My disappointment with my husband’s answer and my embarrassment at feeling my reputation could be ruined with my pastor was a great time to check my motives. AND MY PRIDE. Apparently, I was starting to veer off course. And is my pastor really going to be that affected by my husband’s answer? I was probably being quite overly sensitive.
So – Thank You, GOD, for the pop quiz and the motivation checkpoint. I am so grateful for the chance to see some hidden ungodly motives and confess them and repent!
I NEED MY HUSBAND’S LEADERSHIP
Thankfully, Greg decided that particular week was a bit of an anomaly because of all my medical issues/hormones/extra stress from a few specific emails/book stuff. And he told me he supports me continuing on with the blogging ministry. YAY! BUT - he said he wants me to have more BALANCE, and to be sure to put him and our children ahead of the blog stuff. I completely agree with him.
Unfortunately, I am HORRIBLE at balance and moderation.
I am awesome at obsession or just stopping something altogether. But BALANCING things. UGH. So I asked him what his definition of balance was and told him I am really bad at this! And that I might need his guidance and direction.
We spent a very quiet evening – cuddling in our bed after our children went to bed. Greg told me how much it means for him to just have me there with him, even if he is just watching tv. And I actually relaxed!
If I am left to my own devices, I will run myself into the ground until I CAN’T do anything. Like my friend, Selena, says, “I unbalance easily.”
So I am really thankful that I have a husband who will help me establish balance and help me figure out how to keep him and my children first and not get so consumed by good things that I am missing out on the most important things.
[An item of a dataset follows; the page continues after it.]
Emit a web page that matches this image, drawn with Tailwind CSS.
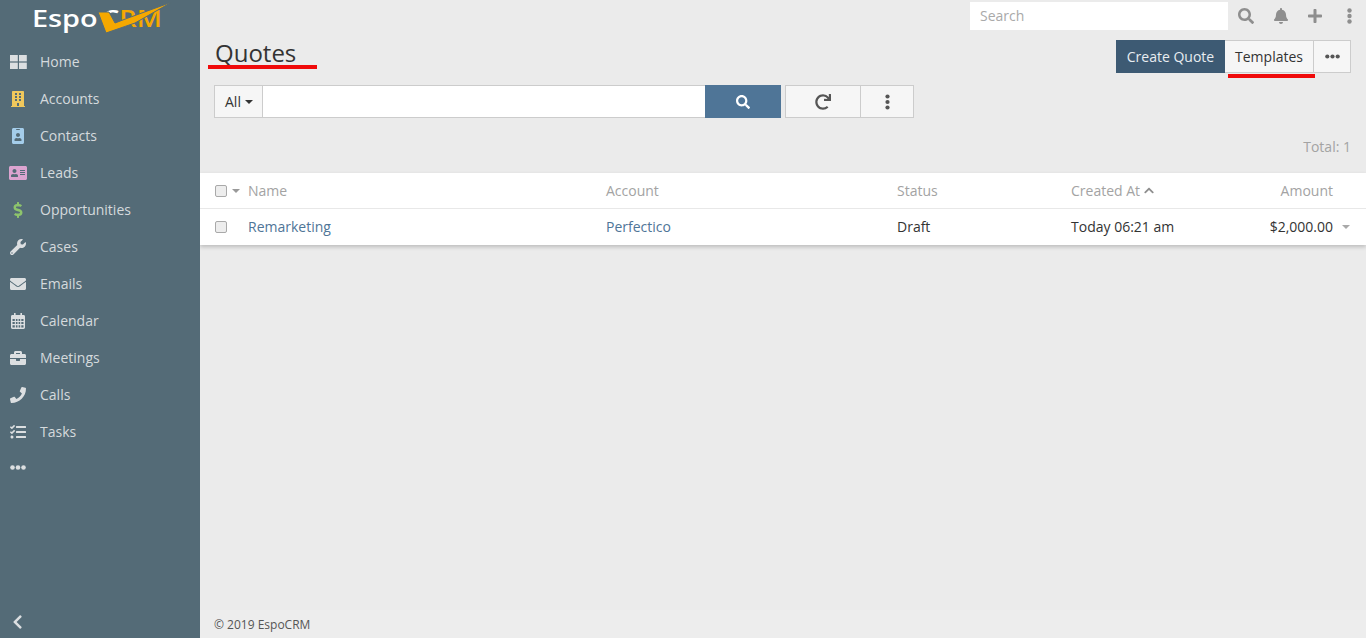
<!DOCTYPE html>
<html lang="en">
<head>
  <meta charset="utf-8"/>
  <title>Quotes</title>
  <script src="https://cdn.jsdelivr.net/npm/@tailwindcss/browser@4"></script>
</head>
<body class="bg-[#ebebeb] text-[#333] text-[14px] font-['Open_Sans',sans-serif]">
<div class="flex h-[638px] w-[1366px] overflow-hidden">

  <!-- Sidebar -->
  <aside class="w-[200px] shrink-0 bg-[#546b77] flex flex-col text-[#d5dadd] relative">
    <div class="h-[43px] pl-[32px] pt-[1px] flex items-start relative">
      <span class="w-[70px] origin-left scale-x-[1.2] font-semibold text-[24px] leading-[33px] text-white">Espo</span>
      <span class="origin-left scale-x-[1.14] font-semibold text-[24px] leading-[33px] text-[#f5a800]"><span class="text-white">C</span>RM</span>
      <svg class="absolute left-0 top-0" width="200" height="43" viewBox="0 0 200 43"><polygon fill="#f5a800" stroke="#546b77" stroke-width="1" points="98,12 106,33 135,23 172,2 128,18 115,23 109,12"/></svg>
    </div>
    <nav>
      <a class="h-[37px] flex items-center"><span class="w-[36px] flex justify-center"><svg width="17" height="14" viewBox="0 0 17 14" fill="#dcdfe1"><rect x="0" y="0" width="7.8" height="6.4"/><rect x="9" y="0" width="7.8" height="6.4"/><rect x="0" y="7.6" width="7.8" height="6.4"/><rect x="9" y="7.6" width="7.8" height="6.4"/></svg></span><span class="ml-[4px]">Home</span></a>
      <a class="h-[37px] flex items-center"><span class="w-[36px] flex justify-center"><svg width="14" height="16" viewBox="0 0 448 512" fill="#f0c85c"><path d="M436 480h-20V24c0-13.255-10.745-24-24-24H56C42.745 0 32 10.745 32 24v456H12c-6.627 0-12 5.373-12 12v20h448v-20c0-6.627-5.373-12-12-12zM128 76c0-6.627 5.373-12 12-12h40c6.627 0 12 5.373 12 12v40c0 6.627-5.373 12-12 12h-40c-6.627 0-12-5.373-12-12V76zm0 96c0-6.627 5.373-12 12-12h40c6.627 0 12 5.373 12 12v40c0 6.627-5.373 12-12 12h-40c-6.627 0-12-5.373-12-12v-40zm52 148h-40c-6.627 0-12-5.373-12-12v-40c0-6.627 5.373-12 12-12h40c6.627 0 12 5.373 12 12v40c0 6.627-5.373 12-12 12zm76 160h-64v-84c0-6.627 5.373-12 12-12h40c6.627 0 12 5.373 12 12v84zm64-172c0 6.627-5.373 12-12 12h-40c-6.627 0-12-5.373-12-12v-40c0-6.627 5.373-12 12-12h40c6.627 0 12 5.373 12 12v40zm0-96c0 6.627-5.373 12-12 12h-40c-6.627 0-12-5.373-12-12v-40c0-6.627 5.373-12 12-12h40c6.627 0 12 5.373 12 12v40zm0-96c0 6.627-5.373 12-12 12h-40c-6.627 0-12-5.373-12-12V76c0-6.627 5.373-12 12-12h40c6.627 0 12 5.373 12 12v40z"/></svg></span><span class="ml-[4px]">Accounts</span></a>
      <a class="h-[37px] flex items-center"><span class="w-[36px] flex justify-center"><svg width="12" height="16" viewBox="0 0 384 512" fill="#a4cdea"><path d="M336 0H48C21.5 0 0 21.5 0 48v416c0 26.5 21.5 48 48 48h288c26.5 0 48-21.5 48-48V48c0-26.5-21.5-48-48-48zM144 32h96c8.8 0 16 7.2 16 16s-7.2 16-16 16h-96c-8.8 0-16-7.2-16-16s7.2-16 16-16zm48 128c35.3 0 64 28.7 64 64s-28.7 64-64 64-64-28.7-64-64 28.7-64 64-64zm112 236.8c0 10.6-10 19.2-22.4 19.2H102.4C90 416 80 407.4 80 396.8v-19.2c0-31.8 30.1-57.6 67.2-57.6h5c12.3 5.1 25.7 8 39.8 8s27.6-2.9 39.8-8h5c37.1 0 67.2 25.8 67.2 57.6v19.2z"/></svg></span><span class="ml-[4px]">Contacts</span></a>
      <a class="h-[37px] flex items-center"><span class="w-[36px] flex justify-center"><svg width="18" height="16" viewBox="0 0 576 512" fill="#dca4d0"><path d="M528 32H48C21.5 32 0 53.5 0 80v352c0 26.5 21.5 48 48 48h480c26.5 0 48-21.5 48-48V80c0-26.5-21.5-48-48-48zm-352 96c35.3 0 64 28.7 64 64s-28.7 64-64 64-64-28.7-64-64 28.7-64 64-64zm112 236.8c0 10.6-10 19.2-22.4 19.2H86.4C76 384 64 375.4 64 364.8v-19.2c0-31.8 30.1-57.6 67.2-57.6h5c12.3 5.1 25.7 8 39.8 8s27.6-2.9 39.8-8h5c37.1 0 67.2 25.8 67.2 57.6v19.2zM512 312c0 4.4-3.6 8-8 8H360c-4.4 0-8-3.6-8-8v-16c0-4.4 3.6-8 8-8h144c4.4 0 8 3.6 8 8v16zm0-64c0 4.4-3.6 8-8 8H360c-4.4 0-8-3.6-8-8v-16c0-4.4 3.6-8 8-8h144c4.4 0 8 3.6 8 8v16zm0-64c0 4.4-3.6 8-8 8H360c-4.4 0-8-3.6-8-8v-16c0-4.4 3.6-8 8-8h144c4.4 0 8 3.6 8 8v16z"/></svg></span><span class="ml-[4px]">Leads</span></a>
      <a class="h-[37px] flex items-center"><span class="w-[36px] flex justify-center"><svg width="10" height="16" viewBox="0 0 288 512" fill="#8dc46c"><path d="M209.2 233.4l-108-31.6C88.7 198.2 80 186.5 80 173.5c0-16.3 13.2-29.5 29.5-29.5h66.3c12.2 0 24.2 3.7 34.2 10.5 6.1 4.1 14.3 3.1 19.5-2l34.8-34c7.1-6.9 6.1-18.4-1.8-24.5C238 74.8 207.4 64.1 176 64V16c0-8.8-7.2-16-16-16h-32c-8.8 0-16 7.2-16 16v48h-2.5C45.8 64-5.4 118.7.5 183.6c4.2 46.1 39.4 83.6 83.8 96.6l102.5 30c12.5 3.7 21.2 15.3 21.2 28.3 0 16.3-13.2 29.5-29.5 29.5h-66.3C100 368 88 364.3 78 357.5c-6.1-4.1-14.3-3.1-19.5 2l-34.8 34c-7.1 6.9-6.1 18.4 1.8 24.5 24.5 19.2 55.1 29.9 86.5 30v48c0 8.8 7.2 16 16 16h32c8.8 0 16-7.2 16-16v-48.2c46.6-.9 90.3-28.6 105.7-72.7 21.5-61.6-14.6-124.8-72.5-141.7z"/></svg></span><span class="ml-[4px]">Opportunities</span></a>
      <a class="h-[37px] flex items-center"><span class="w-[36px] flex justify-center"><svg width="16" height="16" viewBox="0 0 512 512" fill="#dcdfe1"><path d="M507.73 109.1c-2.24-9.03-13.54-12.09-20.12-5.51l-74.36 74.36-67.88-11.31-11.31-67.88 74.36-74.36c6.62-6.62 3.43-17.9-5.66-20.16-47.38-11.74-99.55.91-136.58 37.93-39.64 39.64-50.55 97.1-34.05 147.2L18.74 402.76c-24.99 24.99-24.99 65.51 0 90.5 24.99 24.99 65.51 24.99 90.5 0l213.21-213.21c50.12 16.71 107.47 5.68 147.37-34.22 37.07-37.07 49.7-89.32 37.91-136.73zM64 472c-13.25 0-24-10.75-24-24 0-13.26 10.75-24 24-24s24 10.74 24 24c0 13.25-10.75 24-24 24z"/></svg></span><span class="ml-[4px]">Cases</span></a>
      <a class="h-[37px] flex items-center"><span class="w-[36px] flex justify-center"><svg width="16" height="16" viewBox="0 0 512 512" fill="#dcdfe1"><path d="M502.3 190.8c3.9-3.1 9.7-.2 9.7 4.7V400c0 26.5-21.5 48-48 48H48c-26.5 0-48-21.5-48-48V195.6c0-5 5.7-7.8 9.7-4.7 22.4 17.4 52.1 39.5 154.1 113.6 21.1 15.4 56.7 47.8 92.2 47.6 35.7.3 72-32.8 92.3-47.6 102-74.1 131.6-96.3 154-113.7zM256 320c23.2.4 56.6-29.2 73.4-41.4 132.7-96.3 142.8-104.7 173.4-128.7 5.8-4.5 9.2-11.5 9.2-18.9v-19c0-26.5-21.5-48-48-48H48C21.5 64 0 85.5 0 112v19c0 7.4 3.4 14.3 9.2 18.9 30.6 23.9 40.7 32.4 173.4 128.7 16.8 12.2 50.2 41.8 73.4 41.4z"/></svg></span><span class="ml-[4px]">Emails</span></a>
      <a class="h-[37px] flex items-center"><span class="w-[36px] flex justify-center"><svg width="14" height="16" viewBox="0 0 14 16" fill="#dcdfe1"><path fill-rule="evenodd" d="M3 0h1.6v2h4.8V0H11v2h1.6c.8 0 1.4.6 1.4 1.4v11.2c0 .8-.6 1.4-1.4 1.4H1.4C.6 16 0 15.4 0 14.6V3.4C0 2.6.6 2 1.4 2H3zM1.5 6v2h2.3V6zm3.4 0v2h1.6V6zm2.7 0v2h1.6V6zm2.7 0v2h2.2V6zM1.5 9.1v2h2.3v-2zm3.4 0v2h1.6v-2zm2.7 0v2h1.6v-2zm2.7 0v2h2.2v-2zM1.5 12.2v2.2h2.3v-2.2zm3.4 0v2.2h1.6v-2.2zm2.7 0v2.2h1.6v-2.2zm2.7 0v2.2h2.2v-2.2z"/></svg></span><span class="ml-[4px]">Calendar</span></a>
      <a class="h-[37px] flex items-center"><span class="w-[36px] flex justify-center"><svg width="16" height="16" viewBox="0 0 512 512" fill="#dcdfe1"><path d="M320 336c0 8.84-7.16 16-16 16h-96c-8.84 0-16-7.16-16-16v-48H0v144c0 25.6 22.4 48 48 48h416c25.6 0 48-22.4 48-48V288H320v48zm144-208h-80V80c0-25.6-22.4-48-48-48H176c-25.6 0-48 22.4-48 48v48H48c-25.6 0-48 22.4-48 48v80h512v-80c0-25.6-22.4-48-48-48zm-144 0H192V96h128v32z"/></svg></span><span class="ml-[4px]">Meetings</span></a>
      <a class="h-[37px] flex items-center"><span class="w-[36px] flex justify-center"><svg width="16" height="16" viewBox="0 0 512 512" fill="#dcdfe1"><path d="M493.4 24.6l-104-24c-11.3-2.6-22.9 3.3-27.5 13.9l-48 112c-4.2 9.8-1.4 21.3 6.9 28l60.6 49.6c-36 76.7-98.9 140.5-177.2 177.2l-49.6-60.6c-6.8-8.3-18.2-11.1-28-6.9l-112 48C3.9 366.5-2 378.1.6 389.4l24 104C27.1 504.2 36.7 512 48 512c256.1 0 464-207.5 464-464 0-11.2-7.7-20.9-18.6-23.4z"/></svg></span><span class="ml-[4px]">Calls</span></a>
      <a class="h-[37px] flex items-center"><span class="w-[36px] flex justify-center"><svg width="16" height="16" viewBox="0 0 512 512" fill="#dcdfe1"><path d="M139.61 35.5a12 12 0 0 0-17 0L58.93 98.81l-22.7-22.12a12 12 0 0 0-17 0L3.53 92.41a12 12 0 0 0 0 17l47.59 47.4a12.78 12.78 0 0 0 17.61 0l15.59-15.62L156.52 69a12.09 12.09 0 0 0 .09-17zm0 159.19a12 12 0 0 0-17 0l-63.68 63.72-22.7-22.1a12 12 0 0 0-17 0L3.53 252a12 12 0 0 0 0 17L51 316.5a12.77 12.77 0 0 0 17.6 0l15.7-15.69 72.2-72.22a12 12 0 0 0 .09-16.9zM64 368c-26.49 0-48.59 21.5-48.59 48S37.53 464 64 464a48 48 0 0 0 0-96zm432 16H208a16 16 0 0 0-16 16v32a16 16 0 0 0 16 16h288a16 16 0 0 0 16-16v-32a16 16 0 0 0-16-16zm0-320H208a16 16 0 0 0-16 16v32a16 16 0 0 0 16 16h288a16 16 0 0 0 16-16V80a16 16 0 0 0-16-16zm0 160H208a16 16 0 0 0-16 16v32a16 16 0 0 0 16 16h288a16 16 0 0 0 16-16v-32a16 16 0 0 0-16-16z"/></svg></span><span class="ml-[4px]">Tasks</span></a>
      <a class="h-[35px] flex items-center"><span class="w-[36px] flex justify-center"><svg width="16" height="5" viewBox="0 0 16 5" fill="#dcdfe1"><circle cx="2.5" cy="2.5" r="2.3"/><circle cx="8" cy="2.5" r="2.3"/><circle cx="13.5" cy="2.5" r="2.3"/></svg></span></a>
    </nav>
    <div class="mt-auto h-[32px] pl-[12px] flex items-center">
      <svg width="11" height="16" viewBox="0 0 320 512" fill="#dcdfe1"><path d="M34.52 239.03L228.87 44.69c9.37-9.37 24.57-9.37 33.94 0l22.67 22.67c9.36 9.36 9.37 24.52.04 33.9L131.49 256l154.02 154.75c9.34 9.38 9.32 24.54-.04 33.9l-22.67 22.67c-9.37 9.37-24.57 9.37-33.94 0L34.52 272.97c-9.37-9.37-9.37-24.57 0-33.94z"/></svg>
    </div>
  </aside>

  <!-- Main column -->
  <main class="flex-1 flex flex-col min-w-0">
    <!-- Top bar -->
    <div class="h-[32px] pt-[2px] flex items-start">
      <div class="ml-[770px] w-[258px] h-[28px] bg-white px-[10px] text-[#a9a9a9] leading-[28px]">Search</div>
      <div class="w-[36px] h-[28px] flex items-center justify-center"><svg width="16" height="16" viewBox="0 0 512 512" fill="#8e8e8e"><path d="M505 442.7L405.3 343c-4.5-4.5-10.6-7-17-7H372c27.6-35.3 44-79.7 44-128C416 93.1 322.9 0 208 0S0 93.1 0 208s93.1 208 208 208c48.3 0 92.7-16.4 128-44v16.3c0 6.4 2.5 12.5 7 17l99.7 99.7c9.4 9.4 24.6 9.4 33.9 0l28.3-28.3c9.4-9.4 9.4-24.6.1-34zM208 336c-70.7 0-128-57.2-128-128 0-70.7 57.2-128 128-128 70.7 0 128 57.2 128 128 0 70.7-57.2 128-128 128z"/></svg></div>
      <div class="w-[34px] h-[28px] flex items-center justify-center"><svg width="14" height="16" viewBox="0 0 448 512" fill="#8e8e8e"><path d="M224 512c35.32 0 63.97-28.65 63.97-64H160.03c0 35.35 28.65 64 63.97 64zm215.39-149.71c-19.32-20.76-55.47-51.99-55.47-154.29 0-77.7-54.48-139.9-127.94-155.16V32c0-17.67-14.32-32-31.98-32s-31.98 14.33-31.98 32v20.84C118.56 68.1 64.08 130.3 64.08 208c0 102.3-36.15 133.53-55.47 154.29-6 6.45-8.66 14.16-8.61 21.71.11 16.4 12.98 32 32.1 32h383.8c19.12 0 32-15.6 32.1-32 .05-7.55-2.61-15.27-8.61-21.71z"/></svg></div>
      <div class="w-[34px] h-[28px] flex items-center justify-center"><svg width="14" height="16" viewBox="0 0 448 512" fill="#8e8e8e"><path d="M416 208H272V64c0-17.67-14.33-32-32-32h-32c-17.67 0-32 14.33-32 32v144H32c-17.67 0-32 14.33-32 32v32c0 17.67 14.33 32 32 32h144v144c0 17.67 14.33 32 32 32h32c17.67 0 32-14.33 32-32V304h144c17.67 0 32-14.33 32-32v-32c0-17.67-14.33-32-32-32z"/></svg></div>
      <div class="w-[34px] h-[28px] flex items-center justify-center"><svg width="5" height="16" viewBox="0 0 5 16" fill="#8e8e8e"><circle cx="2.5" cy="2.5" r="2.2"/><circle cx="2.5" cy="8" r="2.2"/><circle cx="2.5" cy="13.5" r="2.2"/></svg></div>
    </div>

    <!-- Header: title and actions -->
    <div class="h-[53px] pl-[15px] pr-[15px] flex items-start justify-between">
      <h3 class="relative text-[24px] leading-[33px] pt-[4px] text-[#333]">Quotes<span class="absolute left-[-7px] top-[33px] w-[109px] h-[4px] bg-[#f00a0a]"></span></h3>
      <div class="relative mt-[8px] flex h-[33px]">
        <div class="w-[109px] bg-[#3d5a73] text-[#e8edf1] flex items-center justify-center">Create Quote</div>
        <div class="w-[89px] bg-[#f6f6f6] border border-l-0 border-[#cccccc] flex items-center justify-center">Templates</div>
        <div class="w-[37px] bg-[#f6f6f6] border border-l-0 border-[#cccccc] flex items-center justify-center"><svg width="15" height="5" viewBox="0 0 15 5" fill="#555"><circle cx="2.3" cy="2.5" r="2.1"/><circle cx="7.5" cy="2.5" r="2.1"/><circle cx="12.7" cy="2.5" r="2.1"/></svg></div>
        <span class="absolute left-[112px] top-[34px] w-[87px] h-[4px] bg-[#f00a0a]"></span>
      </div>
    </div>

    <!-- Search row -->
    <div class="pl-[14px] flex h-[33px]">
      <div class="w-[49px] pl-[10px] bg-[#f6f6f6] border border-[#cccccc] flex items-center gap-[4px]">All<span class="w-0 h-0 border-x-[4px] border-x-transparent border-t-[4px] border-t-[#333] mt-[1px]"></span></div>
      <div class="w-[442px] bg-white border-y border-[#cccccc]"></div>
      <div class="w-[76px] bg-[#4f7597] flex items-center justify-center"><svg width="14" height="14" viewBox="0 0 512 512" fill="#fff"><path d="M505 442.7L405.3 343c-4.5-4.5-10.6-7-17-7H372c27.6-35.3 44-79.7 44-128C416 93.1 322.9 0 208 0S0 93.1 0 208s93.1 208 208 208c48.3 0 92.7-16.4 128-44v16.3c0 6.4 2.5 12.5 7 17l99.7 99.7c9.4 9.4 24.6 9.4 33.9 0l28.3-28.3c9.4-9.4 9.4-24.6.1-34zM208 336c-70.7 0-128-57.2-128-128 0-70.7 57.2-128 128-128 70.7 0 128 57.2 128 128 0 70.7-57.2 128-128 128z"/></svg></div>
      <div class="ml-[4px] w-[76px] bg-[#f6f6f6] border border-[#cccccc] flex items-center justify-center"><svg width="16" height="16" viewBox="0 0 512 512" fill="#555"><path d="M500.33 0h-47.41a12 12 0 0 0-12 12.57l4 82.76A247.42 247.42 0 0 0 256 8C119.34 8 7.9 119.53 8 256.19 8.1 393.07 119.1 504 256 504a247.1 247.1 0 0 0 166.18-63.91 12 12 0 0 0 .48-17.43l-34-34a12 12 0 0 0-16.38-.55A176 176 0 1 1 402.1 157.8l-101.53-4.87a12 12 0 0 0-12.57 12v47.41a12 12 0 0 0 12 12h200.33a12 12 0 0 0 12-12V12a12 12 0 0 0-12-12z"/></svg></div>
      <div class="w-[53px] bg-[#f6f6f6] border border-l-0 border-[#cccccc] flex items-center justify-center"><svg width="5" height="16" viewBox="0 0 5 16" fill="#555"><circle cx="2.5" cy="2.5" r="2.1"/><circle cx="2.5" cy="8" r="2.1"/><circle cx="2.5" cy="13.5" r="2.1"/></svg></div>
    </div>

    <!-- Total -->
    <div class="h-[55px] pr-[15px] pt-[19px] text-right text-[#a3a3a3] leading-[19px]">Total: 1</div>

    <!-- Table -->
    <div class="bg-white shadow-[0_2px_4px_rgba(0,0,0,0.2)]">
      <div class="h-[36px] border-b border-[#e8e8e8] grid grid-cols-[48px_358px_291px_174px_180px_1fr] items-center text-[#a3a3a3]">
        <div class="pl-[15px] flex items-center gap-[5px]"><span class="w-[12px] h-[12px] rounded-[2px] border border-[#a9a9a9] bg-[#ededed]"></span><span class="w-0 h-0 border-x-[4px] border-x-transparent border-t-[4px] border-t-[#999]"></span></div>
        <div>Name</div>
        <div>Account</div>
        <div>Status</div>
        <div class="flex items-center gap-[4px]">Created At<svg width="10" height="11" viewBox="0 0 448 512" fill="#8e8e8e"><path d="M240.971 130.524l194.343 194.343c9.373 9.373 9.373 24.569 0 33.941l-22.667 22.667c-9.357 9.357-24.522 9.375-33.901.04L224 227.495 69.255 381.516c-9.379 9.335-24.544 9.317-33.901-.04l-22.667-22.667c-9.373-9.373-9.373-24.569 0-33.941L207.03 130.525c9.372-9.373 24.568-9.373 33.941-.001z"/></svg></div>
        <div class="text-right pr-[33px]">Amount</div>
      </div>
      <div class="h-[36px] leading-[20px] grid grid-cols-[48px_358px_291px_174px_180px_1fr] items-center">
        <div class="pl-[15px] flex items-center"><span class="w-[12px] h-[12px] rounded-[2px] border border-[#a9a9a9] bg-[#ededed]"></span></div>
        <div class="text-[#4f7597]">Remarketing</div>
        <div class="text-[#4f7597]">Perfectico</div>
        <div>Draft</div>
        <div>Today 06:21 am</div>
        <div class="relative text-right pr-[33px]">$2,000.00<span class="absolute right-[16px] top-[8px] w-0 h-0 border-x-[4px] border-x-transparent border-t-[4px] border-t-[#a9a9a9]"></span></div>
      </div>
    </div>

    <!-- Footer -->
    <footer class="mt-auto h-[28px] bg-[#ededed] pl-[14px] pt-[6px] text-[12px] leading-[17px] text-[#555]">© 2019 EspoCRM</footer>
  </main>
</div>
</body>
</html>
I have been a bit slower in responding to emails this past week. That is because I have been spending time with my friends and my grandmother and my twin sister and my family. Y’all are REALLY important to me! But I hope you can be patient as I learn to get this balance thing going. I do plan to respond to each email, but it could take a few days at times depending on my schedule.
And, please pray about the book. Please pray that God will give me the exact words He wants me to use and the messages He wants me to write. Please pray for it to only be for His glory and His will in His timing by His power and for His purposes. Thank you!
I am thankful that there are moments in life that keep me grounded and humble. I need that!